El pasado 3 de abril tenía lugar en Egipto un espectáculo único, inigualable, nunca visto hasta ahora. 3000 años después de su muerte, las momias de algunos de los grandes faraones del antiguo Egipto salían de su descanso para ser trasladadas a un nuevo museo donde ser contemplados por el gran público.
En total 22 momias fueron trasladadas en medio de innumerables comentarios sobre las temidas maldiciones que siempre han rodeado al hecho de perturbar el descanso de los muertos.
Estas momias cambiaron su emplazamiento en medio de un grandísimo espectáculo en el que se les hicieron honores de Estado, y del que el mundo entero fue testigo, un desfile pomposo y genuino que nunca antes habíamos visto.
En ‘Cuarto milenio’ hemos contado con dos “invitados” muy especiales, dos recreaciones de momias elaboradas por el gran Juan Villa y que representan los cadáveres incorruptos de dos personas que vivieron y murieron en el antiguo Egipto.
La momia de Ramsés III es probablemente una de las momias que mejor se conservan de entre todas las que hay en la colección egipcia que acaba de ser trasladada al museo de la civilización. La momia de Ramsés III es precisamente la que ha servido de prototipo para las grandes producciones cinematográficas y la que cuenta detrás con una de las historias más interesantes.
Nuestro experto Nacho Ares ha explicado en la nave del misterio que Ramsés III fue protagonista de una serie de complots que se generaron en su entorno más cercano, y en especial a cargo de una de sus esposas que pretendía que su hijo fuese su sucesor.
Tal y como revela la momia de este faraón, Ramsés III tuvo un horrible final, un asesinato producido por un corte en el cuello que se aprecia perfectamente en su cadáver, además de un papiro judicial de la época que relata la traición de la que le faraón fue objeto por parte de una de sus esposas, de algunos de sus hijos y de personas de la corte del dirigente.

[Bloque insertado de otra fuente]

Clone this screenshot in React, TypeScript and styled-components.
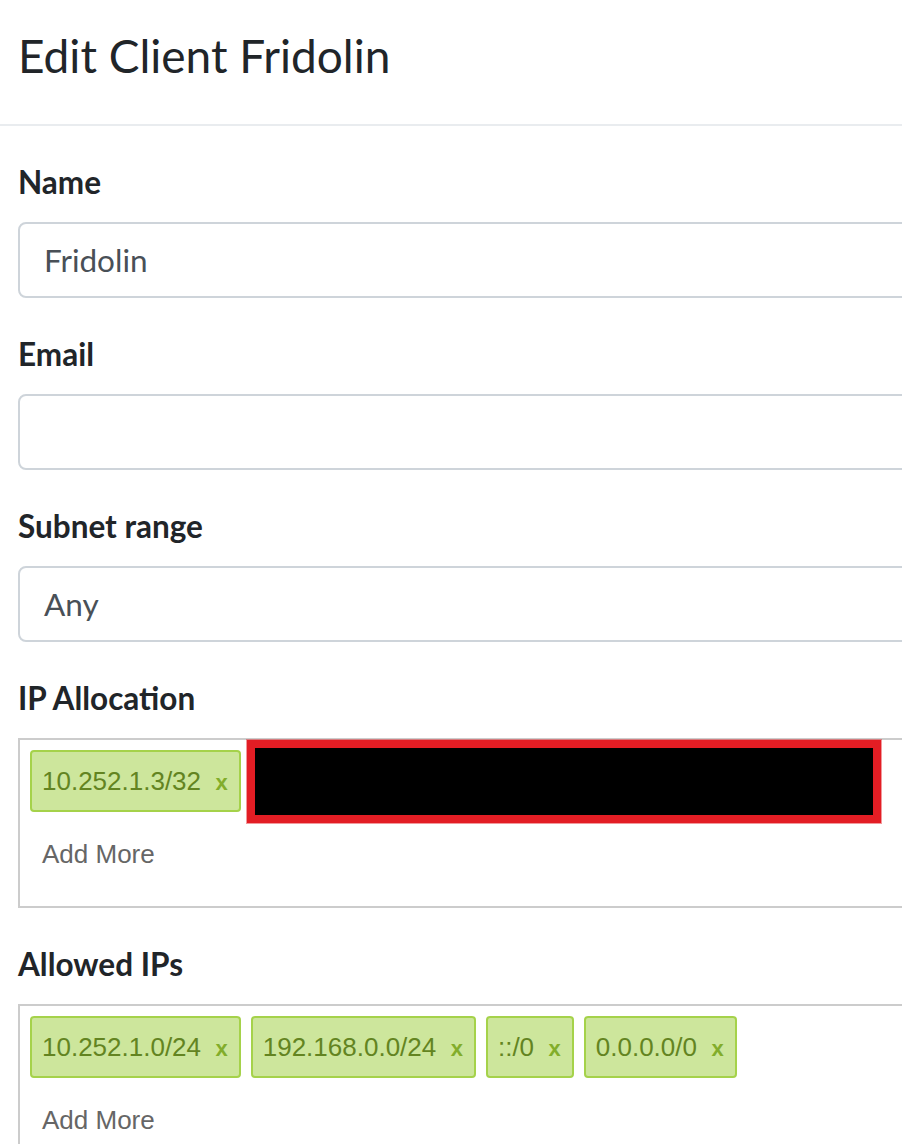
import React from "react";
import styled, { createGlobalStyle } from "styled-components";

const GlobalStyle = createGlobalStyle`
  html, body {
    margin: 0;
    padding: 0;
    background: #ffffff;
    overflow: hidden;
  }
  body {
    font-family: "Lato", "Noto Sans", sans-serif;
    color: #212529;
  }
`;

const Page = styled.div`
  width: 1000px;
`;

const Header = styled.header`
  padding: 20px 0 32px 18px;
  border-bottom: 2px solid #e9ecef;
`;

const Title = styled.h4`
  margin: 0;
  font-size: 46px;
  line-height: 72px;
  font-weight: 400;
  color: #212529;
`;

const Body = styled.div`
  padding: 32px 0 0 18px;
`;

const FormGroup = styled.div`
  margin-bottom: 32px;
`;

const Label = styled.label`
  display: block;
  font-size: 31.5px;
  line-height: 48px;
  font-weight: 700;
  margin-bottom: 16px;
  color: #212529;
`;

const Field = styled.div`
  box-sizing: border-box;
  height: 76px;
  display: flex;
  align-items: center;
  padding: 0 24px;
  border: 2px solid #ced4da;
  border-radius: 8px;
  font-size: 31.5px;
  color: #495057;
`;

const TagBox = styled.div`
  position: relative;
  box-sizing: border-box;
  height: 170px;
  padding: 10px 10px 20px;
  border: 2px solid #cccccc;
  font-family: "Liberation Sans", Arial, sans-serif;
`;

const TagList = styled.div`
  display: flex;
  flex-wrap: wrap;
  align-items: flex-start;
`;

const Tag = styled.span`
  box-sizing: border-box;
  display: inline-block;
  height: 62px;
  padding: 0 11px 0 10px;
  margin: 0 10px 10px 0;
  border: 2px solid #a5d24a;
  border-radius: 4px;
  background: #cde69c;
  color: #638421;
  font-size: 26px;
  line-height: 58px;
  white-space: pre;
`;

const Remove = styled.span`
  font-weight: 700;
  font-size: 22px;
  color: #82ad2b;
`;

const AddMore = styled.div`
  height: 64px;
  line-height: 64px;
  padding-left: 12px;
  font-size: 26px;
  color: #666666;
`;

const Redaction = styled.div`
  position: absolute;
  top: 0;
  left: 227px;
  width: 634px;
  height: 83px;
  box-sizing: border-box;
  border: 8px solid #e31d24;
  background: #000000;
  box-shadow: 0 0 0 1px rgba(227, 29, 36, 0.45);
`;

const TagField: React.FC<{ tags: string[]; redacted?: boolean }> = ({ tags, redacted }) => (
  <TagBox>
    <TagList>
      {tags.map((t) => (
        <Tag key={t}>
          {t + "\u00a0\u00a0"}
          <Remove>x</Remove>
        </Tag>
      ))}
    </TagList>
    <AddMore>Add More</AddMore>
    {redacted && <Redaction />}
  </TagBox>
);

export default function App() {
  return (
    <Page>
      <GlobalStyle />
      <Header>
        <Title>Edit Client Fridolin</Title>
      </Header>
      <Body>
        <FormGroup>
          <Label>Name</Label>
          <Field>Fridolin</Field>
        </FormGroup>
        <FormGroup>
          <Label>Email</Label>
          <Field />
        </FormGroup>
        <FormGroup>
          <Label>Subnet range</Label>
          <Field>Any</Field>
        </FormGroup>
        <FormGroup>
          <Label>IP Allocation</Label>
          <TagField tags={["10.252.1.3/32"]} redacted />
        </FormGroup>
        <FormGroup>
          <Label>Allowed IPs</Label>
          <TagField tags={["10.252.1.0/24", "192.168.0.0/24", "::/0", "0.0.0.0/0"]} />
        </FormGroup>
      </Body>
    </Page>
  );
}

Pero no solo las momias de reyes cuentan historias apasionantes. Es el caso de la momia “desconocida E”, el cadáver de una persona que no está identificada y que supone un auténtico deshonor para la época: “Si se tenía un nombre se garantizaba tu paso a la vida eterna, si no había nombre en la tumba se estaba condenado al limbo de las tinieblas”.